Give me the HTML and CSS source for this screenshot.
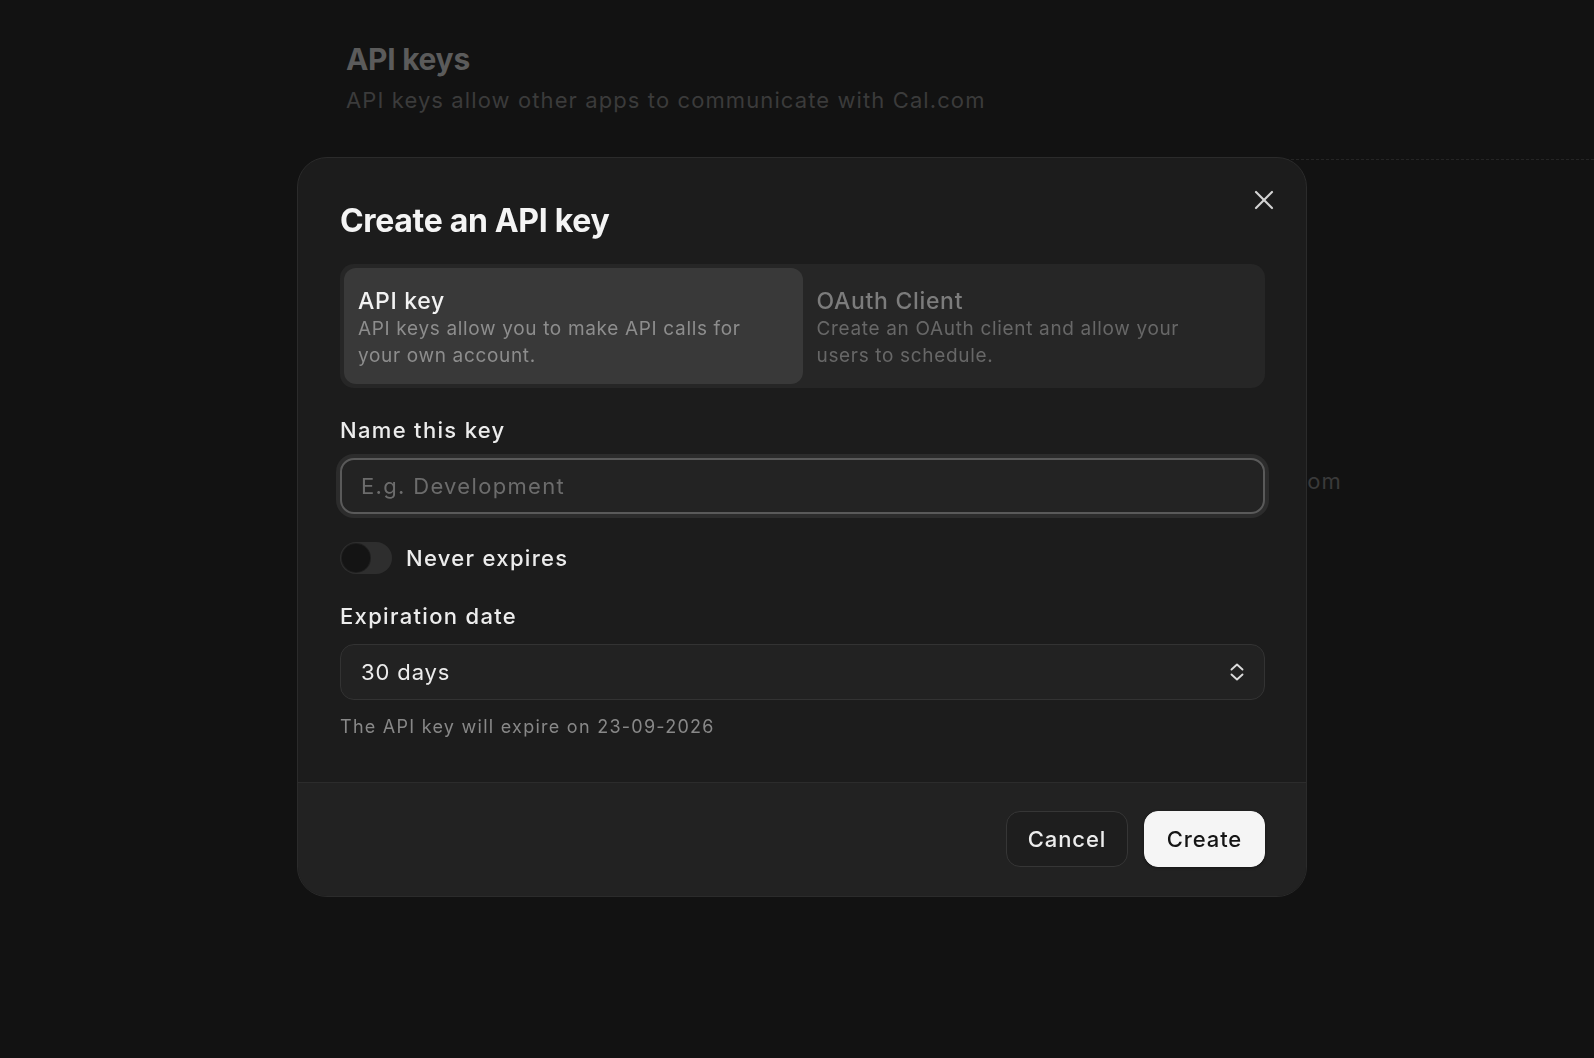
FILE: index.html
```html
<!DOCTYPE html>
<html lang="en">
<head>
  <meta charset="UTF-8">
  <meta name="viewport" content="width=device-width, initial-scale=1.0">
  <title>API keys</title>
  <link rel="stylesheet" href="styles.css">
</head>
<body>
  <div class="page">
    <h1>API keys</h1>
    <p class="subtitle">API keys allow other apps to communicate with Cal.com</p>
    <div class="card">
      <div class="card-row">Cal.com</div>
    </div>
  </div>

  <div class="overlay">
    <div class="modal">
      <button class="close" aria-label="Close">
        <svg width="20" height="20" viewBox="0 0 20 20" fill="none" stroke="currentColor" stroke-width="2.2" stroke-linecap="round">
          <path d="M2 2 L18 18"/>
          <path d="M18 2 L2 18"/>
        </svg>
      </button>

      <div class="modal-body">
        <h2>Create an API key</h2>

        <div class="tabs">
          <div class="tab active">
            <div class="tab-title">API key</div>
            <div class="tab-desc">API keys allow you to make API calls for your own account.</div>
          </div>
          <div class="tab">
            <div class="tab-title">OAuth Client</div>
            <div class="tab-desc">Create an OAuth client and allow your users to schedule.</div>
          </div>
        </div>

        <label class="field-label" for="keyName">Name this key</label>
        <input class="text-input" id="keyName" type="text" placeholder="E.g. Development">

        <div class="toggle-row">
          <span class="toggle"><span class="knob"></span></span>
          <span class="toggle-label">Never expires</span>
        </div>

        <div class="field-label">Expiration date</div>
        <div class="select">
          <span>30 days</span>
          <svg width="16" height="20" viewBox="0 0 16 20" fill="none" stroke="currentColor" stroke-width="1.9" stroke-linecap="round" stroke-linejoin="round">
            <path d="M2.5 7.5 L8 2.5 L13.5 7.5"/>
            <path d="M2.5 12.5 L8 17.5 L13.5 12.5"/>
          </svg>
        </div>
        <p class="hint">The API key will expire on 23-09-2026</p>
      </div>

      <div class="modal-footer">
        <button class="btn btn-secondary">Cancel</button>
        <button class="btn btn-primary">Create</button>
      </div>
    </div>
  </div>
</body>
</html>
```

FILE: styles.css
```css
body {
  margin: 0;
  background: #121212;
  font-family: Inter, "Noto Sans", sans-serif;
  overflow: hidden;
  height: 100vh;
}
.page {
  padding: 41px 0 0 346px;
}
h1 {
  margin: 0;
  font-size: 30px;
  line-height: 36px;
  font-weight: 700;
  letter-spacing: -0.01em;
  color: #5b5b5b;
}
.subtitle {
  margin: 8px 0 0;
  font-size: 22px;
  line-height: 30px;
  letter-spacing: 0.05em;
  color: #3b3b3b;
}
.card {
  margin-top: 44px;
  border-top: 1px dashed #252525;
}
.card-row {
  width: 996px;
  display: flex;
  justify-content: flex-end;
  padding-top: 306px;
  font-size: 22px;
  line-height: 30px;
  letter-spacing: 0.05em;
  color: #3a3a3a;
}

.overlay {
  position: fixed;
  inset: 0;
  display: flex;
  align-items: center;
  justify-content: center;
}
.modal {
  position: relative;
  width: 1010px;
  margin: -4px 0 0 10px;
  box-sizing: border-box;
  background: #1c1c1c;
  border: 1px solid #2b2b2b;
  border-radius: 30px;
  overflow: hidden;
}
.close {
  position: absolute;
  top: 32px;
  right: 32px;
  background: none;
  border: 0;
  padding: 0;
  color: #d4d4d4;
  width: 20px;
  height: 20px;
  display: flex;
}
.modal-body {
  padding: 45px 41px 43px 42px;
}
h2 {
  margin: 0;
  font-size: 32px;
  line-height: 36px;
  font-weight: 700;
  letter-spacing: -0.01em;
  color: #f4f4f4;
}
.tabs {
  margin-top: 25px;
  display: grid;
  grid-template-columns: 1fr 1fr;
  padding: 4px;
  background: #262626;
  border-radius: 14px;
}
.tab {
  padding: 19px 14px 15px;
  border-radius: 12px;
}
.tab.active {
  background: #393939;
}
.tab-title {
  font-size: 23px;
  line-height: 28px;
  font-weight: 500;
  letter-spacing: 0.03em;
  color: #7c7c7c;
}
.tab-desc {
  font-size: 19px;
  line-height: 27px;
  letter-spacing: 0.035em;
  color: #676767;
  max-width: 400px;
}
.tab.active .tab-title {
  color: #f2f2f2;
}
.tab.active .tab-desc {
  color: #8d8d8d;
}
.field-label {
  display: block;
  margin-top: 28px;
  font-size: 22px;
  line-height: 28px;
  font-weight: 500;
  letter-spacing: 0.06em;
  color: #ececec;
}
.text-input {
  display: block;
  box-sizing: border-box;
  width: 100%;
  height: 56px;
  margin-top: 14px;
  padding: 0 19px;
  background: #232323;
  border: 2px solid #5a5a5a;
  border-radius: 14px;
  box-shadow: 0 0 0 4px #2c2c2c;
  font-family: inherit;
  font-size: 22px;
  letter-spacing: 0.06em;
  color: #ececec;
  outline: none;
}
.text-input::placeholder {
  color: #6c6c6c;
}
.toggle-row {
  margin-top: 28px;
  display: flex;
  align-items: center;
  gap: 14px;
}
.toggle {
  width: 52px;
  height: 32px;
  box-sizing: border-box;
  padding: 2px;
  border-radius: 16px;
  background: #2e2e2e;
  display: flex;
}
.knob {
  width: 28px;
  height: 28px;
  border-radius: 50%;
  background: #141414;
  box-shadow: 0 0 0 1px #1f1f1f;
}
.toggle-label {
  font-size: 22px;
  line-height: 28px;
  font-weight: 500;
  letter-spacing: 0.06em;
  color: #ececec;
}
.select {
  margin-top: 14px;
  height: 56px;
  box-sizing: border-box;
  padding: 0 19px 0 20px;
  display: flex;
  align-items: center;
  justify-content: space-between;
  background: #222222;
  border: 1px solid #333333;
  border-radius: 14px;
  font-size: 22px;
  letter-spacing: 0.04em;
  color: #ececec;
}
.select svg {
  color: #dcdcdc;
}
.hint {
  margin: 15px 0 0;
  font-size: 18px;
  line-height: 24px;
  letter-spacing: 0.07em;
  color: #888888;
}
.modal-footer {
  display: flex;
  justify-content: flex-end;
  gap: 16px;
  padding: 28px 41px 29px;
  background: #222222;
  border-top: 1px solid #2c2c2c;
}
.btn {
  height: 56px;
  box-sizing: border-box;
  border-radius: 14px;
  font-family: inherit;
  font-size: 22px;
  font-weight: 500;
  letter-spacing: 0.04em;
  cursor: pointer;
}
.btn-secondary {
  width: 122px;
  background: #1e1e1e;
  border: 1px solid #363636;
  color: #ececec;
}
.btn-primary {
  width: 121px;
  background: #f5f5f5;
  border: 1px solid #f5f5f5;
  color: #151515;
  box-shadow: 0 1px 3px rgba(0,0,0,0.4);
}
```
------------------------
### [REQUIRED WORK]
Strip out the pictures and quote the remaining data word for word.

### [RESULT OF THIS TASK]
Give me the HTML and CSS source for this screenshot.
FILE: index.html
```html
<!DOCTYPE html>
<html lang="en">
<head>
  <meta charset="UTF-8">
  <meta name="viewport" content="width=device-width, initial-scale=1.0">
  <title>API keys</title>
  <link rel="stylesheet" href="styles.css">
</head>
<body>
  <div class="page">
    <h1>API keys</h1>
    <p class="subtitle">API keys allow other apps to communicate with Cal.com</p>
    <div class="card">
      <div class="card-row">Cal.com</div>
    </div>
  </div>

  <div class="overlay">
    <div class="modal">
      <button class="close" aria-label="Close">
        <svg width="20" height="20" viewBox="0 0 20 20" fill="none" stroke="currentColor" stroke-width="2.2" stroke-linecap="round">
          <path d="M2 2 L18 18"/>
          <path d="M18 2 L2 18"/>
        </svg>
      </button>

      <div class="modal-body">
        <h2>Create an API key</h2>

        <div class="tabs">
          <div class="tab active">
            <div class="tab-title">API key</div>
            <div class="tab-desc">API keys allow you to make API calls for your own account.</div>
          </div>
          <div class="tab">
            <div class="tab-title">OAuth Client</div>
            <div class="tab-desc">Create an OAuth client and allow your users to schedule.</div>
          </div>
        </div>

        <label class="field-label" for="keyName">Name this key</label>
        <input class="text-input" id="keyName" type="text" placeholder="E.g. Development">

        <div class="toggle-row">
          <span class="toggle"><span class="knob"></span></span>
          <span class="toggle-label">Never expires</span>
        </div>

        <div class="field-label">Expiration date</div>
        <div class="select">
          <span>30 days</span>
          <svg width="16" height="20" viewBox="0 0 16 20" fill="none" stroke="currentColor" stroke-width="1.9" stroke-linecap="round" stroke-linejoin="round">
            <path d="M2.5 7.5 L8 2.5 L13.5 7.5"/>
            <path d="M2.5 12.5 L8 17.5 L13.5 12.5"/>
          </svg>
        </div>
        <p class="hint">The API key will expire on 23-09-2026</p>
      </div>

      <div class="modal-footer">
        <button class="btn btn-secondary">Cancel</button>
        <button class="btn btn-primary">Create</button>
      </div>
    </div>
  </div>
</body>
</html>
```

FILE: styles.css
```css
body {
  margin: 0;
  background: #121212;
  font-family: Inter, "Noto Sans", sans-serif;
  overflow: hidden;
  height: 100vh;
}
.page {
  padding: 41px 0 0 346px;
}
h1 {
  margin: 0;
  font-size: 30px;
  line-height: 36px;
  font-weight: 700;
  letter-spacing: -0.01em;
  color: #5b5b5b;
}
.subtitle {
  margin: 8px 0 0;
  font-size: 22px;
  line-height: 30px;
  letter-spacing: 0.05em;
  color: #3b3b3b;
}
.card {
  margin-top: 44px;
  border-top: 1px dashed #252525;
}
.card-row {
  width: 996px;
  display: flex;
  justify-content: flex-end;
  padding-top: 306px;
  font-size: 22px;
  line-height: 30px;
  letter-spacing: 0.05em;
  color: #3a3a3a;
}

.overlay {
  position: fixed;
  inset: 0;
  display: flex;
  align-items: center;
  justify-content: center;
}
.modal {
  position: relative;
  width: 1010px;
  margin: -4px 0 0 10px;
  box-sizing: border-box;
  background: #1c1c1c;
  border: 1px solid #2b2b2b;
  border-radius: 30px;
  overflow: hidden;
}
.close {
  position: absolute;
  top: 32px;
  right: 32px;
  background: none;
  border: 0;
  padding: 0;
  color: #d4d4d4;
  width: 20px;
  height: 20px;
  display: flex;
}
.modal-body {
  padding: 45px 41px 43px 42px;
}
h2 {
  margin: 0;
  font-size: 32px;
  line-height: 36px;
  font-weight: 700;
  letter-spacing: -0.01em;
  color: #f4f4f4;
}
.tabs {
  margin-top: 25px;
  display: grid;
  grid-template-columns: 1fr 1fr;
  padding: 4px;
  background: #262626;
  border-radius: 14px;
}
.tab {
  padding: 19px 14px 15px;
  border-radius: 12px;
}
.tab.active {
  background: #393939;
}
.tab-title {
  font-size: 23px;
  line-height: 28px;
  font-weight: 500;
  letter-spacing: 0.03em;
  color: #7c7c7c;
}
.tab-desc {
  font-size: 19px;
  line-height: 27px;
  letter-spacing: 0.035em;
  color: #676767;
  max-width: 400px;
}
.tab.active .tab-title {
  color: #f2f2f2;
}
.tab.active .tab-desc {
  color: #8d8d8d;
}
.field-label {
  display: block;
  margin-top: 28px;
  font-size: 22px;
  line-height: 28px;
  font-weight: 500;
  letter-spacing: 0.06em;
  color: #ececec;
}
.text-input {
  display: block;
  box-sizing: border-box;
  width: 100%;
  height: 56px;
  margin-top: 14px;
  padding: 0 19px;
  background: #232323;
  border: 2px solid #5a5a5a;
  border-radius: 14px;
  box-shadow: 0 0 0 4px #2c2c2c;
  font-family: inherit;
  font-size: 22px;
  letter-spacing: 0.06em;
  color: #ececec;
  outline: none;
}
.text-input::placeholder {
  color: #6c6c6c;
}
.toggle-row {
  margin-top: 28px;
  display: flex;
  align-items: center;
  gap: 14px;
}
.toggle {
  width: 52px;
  height: 32px;
  box-sizing: border-box;
  padding: 2px;
  border-radius: 16px;
  background: #2e2e2e;
  display: flex;
}
.knob {
  width: 28px;
  height: 28px;
  border-radius: 50%;
  background: #141414;
  box-shadow: 0 0 0 1px #1f1f1f;
}
.toggle-label {
  font-size: 22px;
  line-height: 28px;
  font-weight: 500;
  letter-spacing: 0.06em;
  color: #ececec;
}
.select {
  margin-top: 14px;
  height: 56px;
  box-sizing: border-box;
  padding: 0 19px 0 20px;
  display: flex;
  align-items: center;
  justify-content: space-between;
  background: #222222;
  border: 1px solid #333333;
  border-radius: 14px;
  font-size: 22px;
  letter-spacing: 0.04em;
  color: #ececec;
}
.select svg {
  color: #dcdcdc;
}
.hint {
  margin: 15px 0 0;
  font-size: 18px;
  line-height: 24px;
  letter-spacing: 0.07em;
  color: #888888;
}
.modal-footer {
  display: flex;
  justify-content: flex-end;
  gap: 16px;
  padding: 28px 41px 29px;
  background: #222222;
  border-top: 1px solid #2c2c2c;
}
.btn {
  height: 56px;
  box-sizing: border-box;
  border-radius: 14px;
  font-family: inherit;
  font-size: 22px;
  font-weight: 500;
  letter-spacing: 0.04em;
  cursor: pointer;
}
.btn-secondary {
  width: 122px;
  background: #1e1e1e;
  border: 1px solid #363636;
  color: #ececec;
}
.btn-primary {
  width: 121px;
  background: #f5f5f5;
  border: 1px solid #f5f5f5;
  color: #151515;
  box-shadow: 0 1px 3px rgba(0,0,0,0.4);
}
```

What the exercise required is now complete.